K. John Mammen Thiruvananthapuram Railway zones

It is said that the salary bill, along with pension, accounts for as much as 60 per cent of the Indian Railways' total expenditure, leaving only 40 per cent of the revenue to take care of all other expenses ("Zones of contention", August 2). When the financial position is perilous, saddling the system with an enormous expenditure of thousands of crores of rupees for additional manpower and infrastructure for the proposed new zones would be an administrative blunder and an operational debacle.

In such circumstances, is it reasonable on the part of the Railway Minister, who has fallen prey to populism, to rush through the proposal, which had been rejected by persons who spent their lives toiling for the Indian Railways during its early years?
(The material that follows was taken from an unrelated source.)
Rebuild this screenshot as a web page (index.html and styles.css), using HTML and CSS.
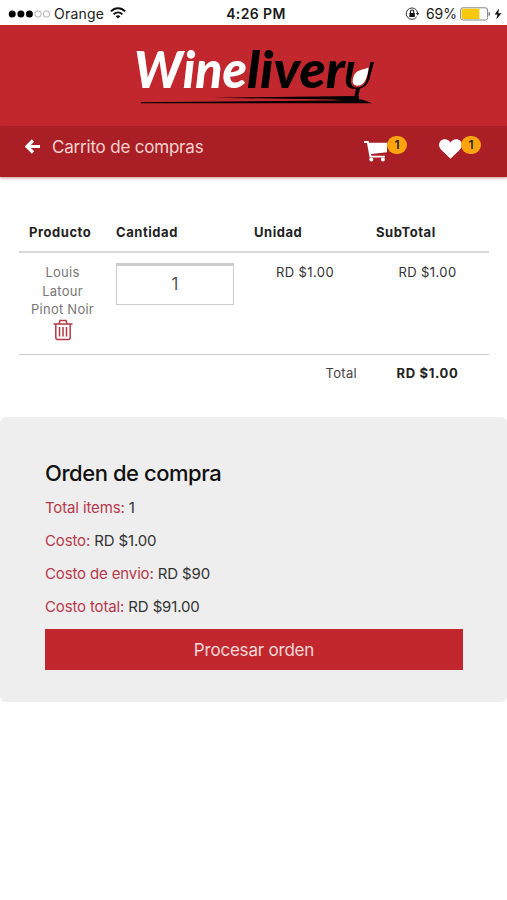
FILE: index.html
```html
<!DOCTYPE html>
<html lang="es">
<head>
<meta charset="utf-8">
<title>Winelivery</title>
<link rel="stylesheet" href="styles.css">
</head>
<body>
<div class="status">
  <div class="status-left">
    <svg class="signal" width="42" height="10" viewBox="0 0 42 10"><g fill="#000"><circle cx="4.200" cy="5" r="3.500"/><circle cx="12.900" cy="5" r="3.500"/><circle cx="21.400" cy="5" r="3.500"/></g><g fill="none" stroke="#999" stroke-width=".8"><circle cx="30" cy="5" r="3.200"/><circle cx="38.500" cy="5" r="3.200"/></g></svg>
    <span class="carrier">Orange</span>
    <svg class="wifi" width="16" height="12" viewBox="0 0 16 12"><g fill="none" stroke="#111" stroke-width="1.800"><path d="M.9 4.400C4.900.2 11.100.2 15.100 4.400"/><path d="M3.600 7.300c2.600-2.700 6.200-2.700 8.800 0"/></g><path d="M8 11.600 5.600 9.200c1.400-1.300 3.400-1.300 4.800 0z" fill="#111"/></svg>
  </div>
  <span class="clock">4:26 PM</span>
  <div class="status-right">
    <svg class="lock" width="15" height="14" viewBox="0 0 15 14"><path d="M11.700 9.800A5.700 5.700 0 1 1 12.600 6" fill="none" stroke="#333" stroke-width="1"/><path d="M10.800 6h3.600l-1.800 2.400z" fill="#333"/><rect x="4.400" y="6" width="5.400" height="4" fill="#111"/><path d="M5.500 6V4.600a1.600 1.600 0 0 1 3.200 0V6" fill="none" stroke="#111" stroke-width="1.100"/></svg>
    <span class="percent">69%</span>
    <svg class="battery" width="32" height="14" viewBox="0 0 32 14"><rect x=".6" y=".8" width="27" height="12.200" rx="2.200" fill="#fff" stroke="#777" stroke-width=".9"/><path d="M3 1.800h16.400V12H3a1.400 1.400 0 0 1-1.400-1.400V3.200A1.400 1.400 0 0 1 3 1.800z" fill="#f7c80d"/><path d="M28.700 4.700c1.600.5 1.600 3.900 0 4.400z" fill="#555"/></svg>
    <svg class="bolt" width="8" height="12" viewBox="0 0 8 12"><path d="M5 .5.6 6.600h2.800L2.300 11.500 7.400 5.200H4.300z" fill="#111"/></svg>
  </div>
</div>
<header class="brand">
  <svg class="logo" width="244" height="60" viewBox="0 0 244 60" role="img" aria-label="Winelivery">
    <text class="logo-text" x="0" y="42.500" textLength="113" lengthAdjust="spacingAndGlyphs" fill="#fff">Wine</text>
    <text class="logo-text" x="113" y="42.500" textLength="98" lengthAdjust="spacingAndGlyphs" fill="#000">liver</text>
    <path d="M214.500 17h6L217 34c-.8 6 2 8.500 6 8.500 6 0 9-4.500 10.200-10L236.500 17h3.500l-4.300 16c-1.700 6-5 9.500-9.700 10.500l-2.500 10.500 6 3H216l3.500-2.500L222 44c-8 .3-11.500-4-9.800-12z" fill="#000"/>
    <path d="M234.500 22.500c-5 2.500-12.200 2-14.700 8.500-1.800 5-1.800 9.200 3.400 9.700 7.500.3 10.500-8.700 11.300-18.200z" fill="#fff"/>
    <path d="M7 57.300 200 55.500l28-1 10 3.800H7z" fill="#000"/>
    <path d="M80 52.800 225 51V57L200 54.500z" fill="#000"/>
  </svg>
</header>
<nav class="bar">
  <svg class="back" width="15" height="15" viewBox="0 0 15 15"><path d="M8 1.500 2 7.500l6 6M2.500 7.500H15" fill="none" stroke="#fff" stroke-width="3.200"/></svg>
  <span class="title">Carrito de compras</span>
  <div class="action cart">
    <svg width="24" height="21" viewBox="0 0 24 21"><path d="M0 0h4.600l.7 1.700H23v9.600L7 13l.4 1.800H21v1.600H5.600L3 2H0z" fill="#fff"/><circle cx="7.300" cy="18.400" r="2" fill="#fff"/><circle cx="18.900" cy="18.400" r="2" fill="#fff"/></svg>
    <span class="badge">1</span>
  </div>
  <div class="action heart">
    <svg width="23" height="20" viewBox="0 0 23 20"><path d="M11.500 19.700 2.200 10.800C-2.300 5.800 1 .3 5.800.3c2.700 0 4.500 1.500 5.700 3.200C12.700 1.800 14.500.3 17.200.3c4.800 0 8.100 5.500 3.600 10.500z" fill="#fff"/></svg>
    <span class="badge">1</span>
  </div>
</nav>
<main>
  <section class="cart-table">
    <div class="row head"><span>Producto</span><span>Cantidad</span><span>Unidad</span><span>SubTotal</span></div>
    <div class="row item">
      <div class="product">Louis<br>Latour<br>Pinot Noir
        <svg class="trash" width="20" height="22" viewBox="0 0 20 22"><g fill="none" stroke="#b23a48" stroke-width="1.500"><path d="M.5 5h19M2.800 5v13.500a2 2 0 0 0 2 2h10.400a2 2 0 0 0 2-2V5M6 4.800l1-3.300h6l1 3.300"/><path d="M6.500 8v9.500M10 8v9.500M13.500 8v9.500"/></g></svg>
      </div>
      <div class="quantity">1</div>
      <span class="price">RD $1.00</span>
      <span class="price">RD $1.00</span>
    </div>
    <div class="row total"><span class="total-label">Total</span><span class="total-value">RD $1.00</span></div>
  </section>
  <section class="order">
    <h2>Orden de compra</h2>
    <p><span class="label">Total items:</span> 1</p>
    <p><span class="label">Costo:</span> RD $1.00</p>
    <p><span class="label">Costo de envio:</span> RD $90</p>
    <p><span class="label">Costo total:</span> RD $91.00</p>
    <button class="submit">Procesar orden</button>
  </section>
</main>
</body>
</html>
```
FILE: styles.css
```css
* { box-sizing: border-box; }
body {
  margin: 0;
  height: 900px;
  background: #fff;
  color: #222;
  font-family: Inter, "Liberation Sans", sans-serif;
  font-size: 13px;
  overflow: hidden;
}
svg { display: block; flex: none; }
.status {
  height: 25px;
  display: grid;
  grid-template-columns: 1fr auto 1fr;
  align-items: center;
  padding: 2px 5px 0 8px;
  font-size: 14px;
  line-height: 20px;
  color: #1a1a1a;
}
.status-left, .status-right { display: flex; align-items: center; }
.status-right { justify-content: flex-end; }
.carrier { margin-left: 4px; letter-spacing: .2px; }
.wifi { margin-left: 6px; margin-top: -2px; }
.clock { font-weight: 600; letter-spacing: .4px; padding-left: 2px; }
.percent { margin-left: 6px; }
.battery { margin-left: 3px; }
.bolt { margin-left: 2px; }
.brand {
  height: 101px;
  background: #c1272d;
  padding: 20px 0 0 134px;
}
.logo { overflow: visible; }
.logo-text { font: italic 900 52px Lato, sans-serif; }
.bar {
  height: 51px;
  background: #a91f25;
  display: flex;
  align-items: flex-start;
  padding-left: 25px;
  box-shadow: 0 1px 3px rgba(169, 31, 37, .5);
}
.back { margin-top: 13px; }
.title {
  margin: 10px 0 0 12px;
  width: 300px;
  font-size: 17px;
  letter-spacing: -.2px;
  line-height: 22px;
  color: #f8d3d1;
}
.action { display: flex; align-items: flex-start; }
.action svg { margin-top: 15px; }
.cart { margin-left: 12px; }
.heart { margin-left: 32px; }
.heart svg { margin-top: 13px; }
.badge {
  margin: 10px 0 0 -1px;
  width: 20px;
  height: 18px;
  border-radius: 9px;
  background: #ffa30f;
  color: #222;
  font-size: 12px;
  font-weight: 600;
  line-height: 18px;
  text-align: center;
}
.cart-table { margin: 33px 18px 0 19px; }
.row { display: grid; grid-template-columns: 87px 138px 122px 123px; }
.head {
  height: 43px;
  padding-top: 13px;
  border-bottom: 2px solid #d9d9d9;
  font-weight: 700;
  letter-spacing: .55px;
  line-height: 18px;
}
.head span { padding-left: 10px; }
.item { height: 101px; padding-top: 10px; text-align: center; line-height: 18.500px; letter-spacing: .25px; }
.product { color: #777; }
.trash { margin: 0 auto; }
.quantity {
  height: 42px;
  margin: 0 10px;
  border: 1px solid #ccc;
  border-top: 3px solid #ccc;
  font-size: 17px;
  line-height: 37px;
  color: #555;
}
.item > .price { color: #333; letter-spacing: .4px; }
.total { height: 63px; border-top: 1px solid #ccc; padding-top: 9px; line-height: 18px; }
.total-label { grid-column: 3; text-align: right; padding-right: 9px; color: #444; letter-spacing: .3px; }
.total-value { text-align: center; font-weight: 700; letter-spacing: .65px; }
.order {
  height: 285px;
  padding: 41px 44px 0 45px;
  background: #eee;
  border-radius: 6px;
}
.order h2 { margin: 0 0 9px; font-size: 22px; font-weight: 500; letter-spacing: -.45px; line-height: 30px; color: #111; }
.order p { margin: 0 0 11px; font-size: 15px; letter-spacing: -.14px; line-height: 22px; color: #333; }
.order .label { color: #b8384c; }
.submit {
  display: block;
  width: 100%;
  height: 41px;
  border: 0;
  padding: 0;
  background: #c1272d;
  color: #f8d9d9;
  font: 17px Inter, sans-serif;
  letter-spacing: -.2px;
}
```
G.E.M. Manoharan Coimbatore Dhirubhai Ambani

In the demise of Dhirubhai Ambani, we have lost an eminent industrialist and a humanitarian. The obituary "The Dhirubhai legend" (August 2) highlighted his illustrious career in a comprehensive manner. Ambani was a born genius. His achievements are indeed awe-inspiring. He made Reliance a top-notch company. Ambani also put Indian industry on the world map. He will be fondly remembered as a corporate king.